If you may remodel, check coastal rules early

If you are buying a condo with plans to remodel later, be careful not to assume every project will be simple. The California Coastal Commission says development in the coastal zone generally may not begin until a coastal development permit has been issued by the Commission or local government.

That does not mean every future update will be impossible. It does mean exterior changes or larger alterations may involve another layer of review. If remodeling is part of your long-term plan, it is smart to understand those rules before you buy.

If the condo is tenant-occupied, verify rent-control status

If you are buying a tenant-occupied condo, or if you may rent the property out later, verify the unit’s status with the City of Santa Monica. The city notes that some units, including some built after 1979 and some smaller owner-occupied properties, may be exempt from rent-control protections.

The key point is that legal status is fact-specific. You should confirm the rules that apply to that specific property rather than rely on assumptions. This is an area where a little extra diligence before closing can prevent major surprises later.

A practical Santa Monica condo buying strategy

If you want a simple framework, think about your condo search in two layers. First, find a location and unit that fit your lifestyle. Then verify that the building and HOA support long-term ownership.

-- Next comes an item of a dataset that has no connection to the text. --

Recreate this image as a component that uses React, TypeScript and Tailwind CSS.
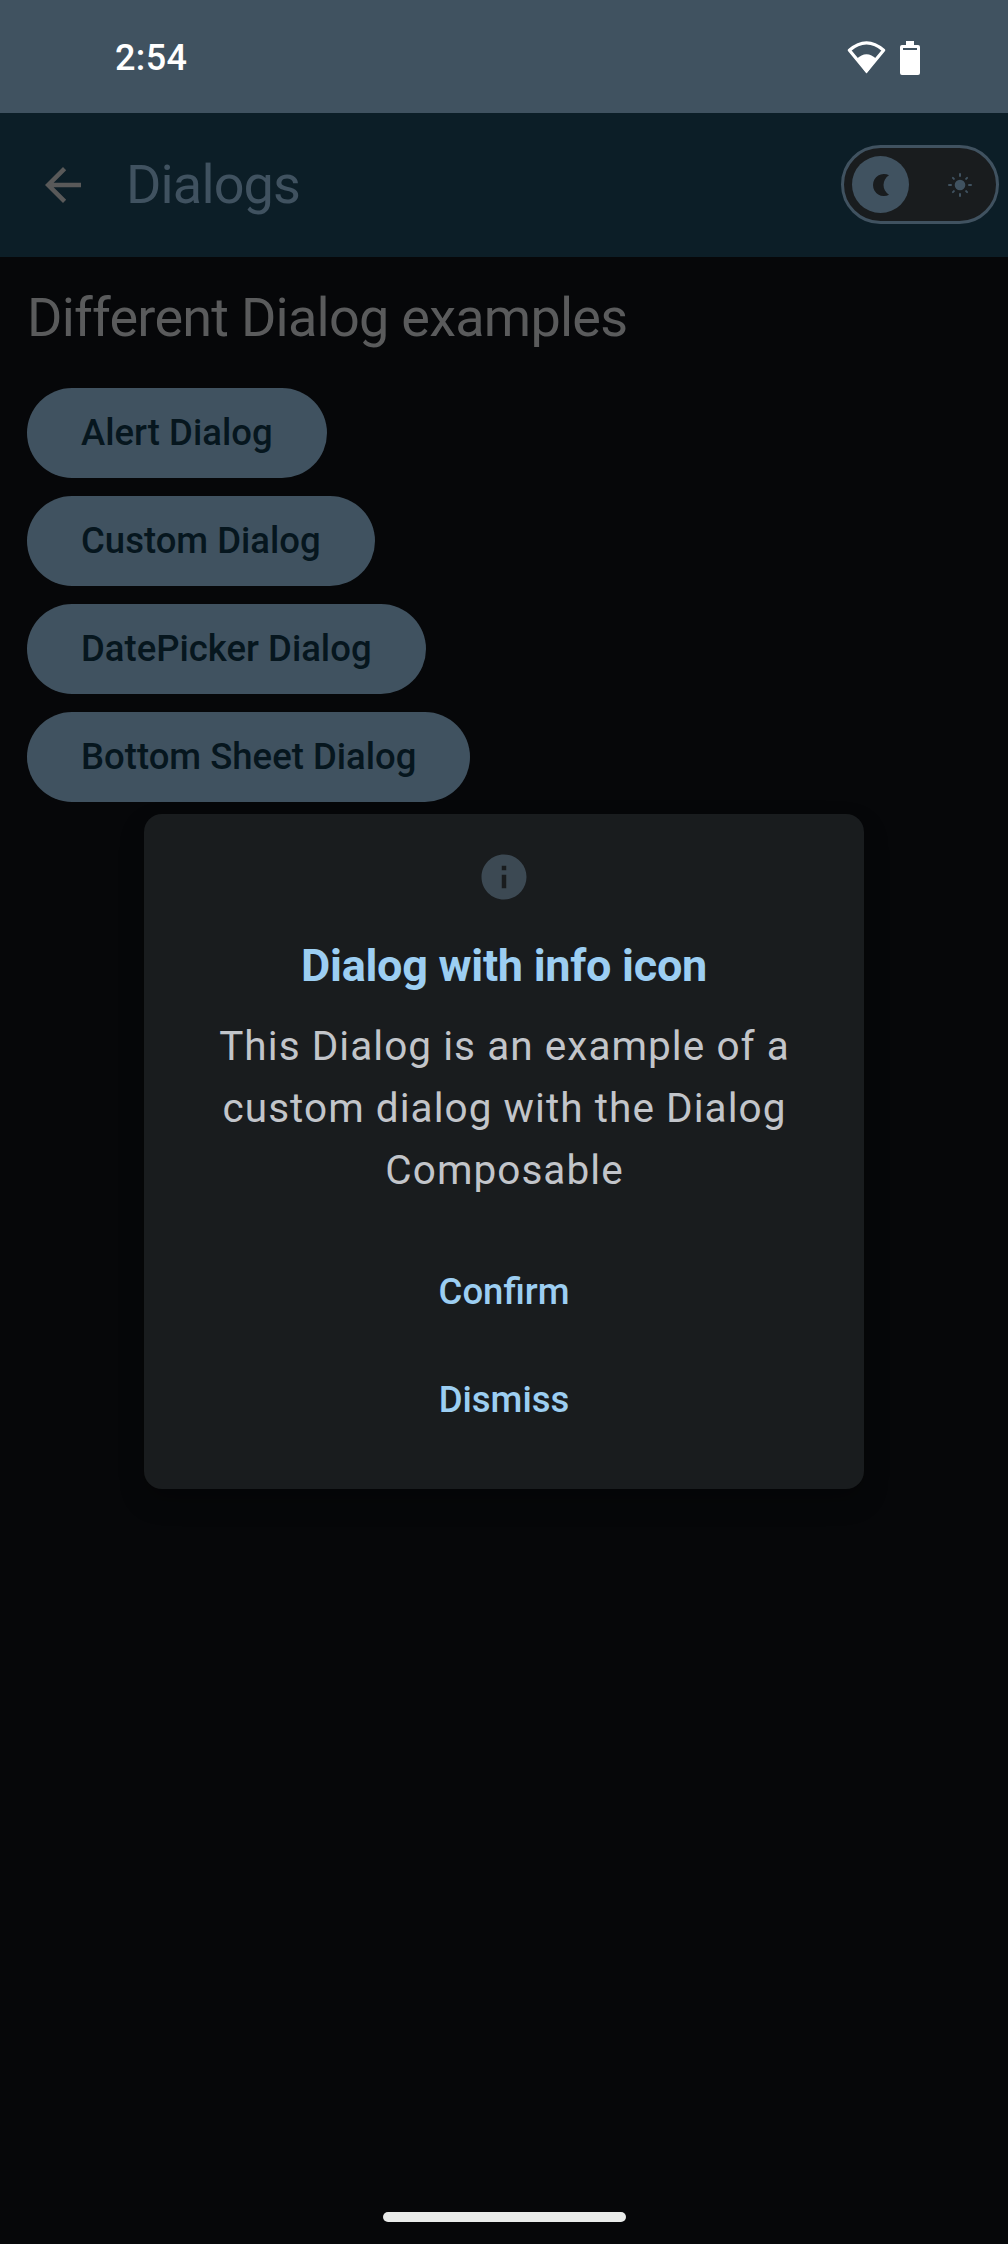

A practical buying strategy includes:

  1. Define your must-haves for parking, transit, and beach access.
  2. Compare older and newer buildings based on maintenance history, not just appearance.
  3. Review HOA documents with close attention to reserves, insurance, rules, and assessments.
  4. Read the most recent exterior-element inspection report.
  5. Confirm financing fit early if you plan to use FHA or VA.
  6. Verify rental and occupancy rules if the property is tenant-occupied or may become a rental.
  7. Ask direct questions when anything in the documents feels vague or inconsistent.

This approach helps you buy with fewer surprises. It also keeps you grounded in the factors that matter most in Santa Monica, where ownership costs and lifestyle fit are closely connected.

A well-chosen Santa Monica condo can offer an excellent mix of coastal access, convenience, and lower-maintenance living. The key is to look beyond the photos and evaluate the building, the HOA, and the day-to-day realities with care. If you want calm, practical guidance as you compare condos in Santa Monica and nearby coastal markets, Madge & Hamilton Group is here to help.

FAQs

What should you review before buying a condo in Santa Monica?

  • Review the HOA packet, including CC&Rs, bylaws, rules, annual budget report, reserve information, insurance summary, board minutes, rental restrictions, special assessment history, and the latest exterior-elements inspection report.

Why are HOA reserves important for a Santa Monica condo buyer?

  • HOA reserves help show whether the building is saving enough for future repairs and replacements, which can reduce the risk of unexpected special assessments.

Are older condo buildings in Santa Monica a problem?

  • Not necessarily. Older condos can be good options, but they usually require closer review of maintenance history, reserve funding, parking setup, and exterior conditions.

How important is parking when buying a condo in Santa Monica?

  • Parking is a major factor because Santa Monica has heavy visitor traffic, a large daytime population, and specific parking rules in some beach areas.

Should you verify rental rules before buying a Santa Monica condo?

  • Yes. If the condo is tenant-occupied or you may rent it out later, confirm the property’s legal status and any HOA rental restrictions before closing.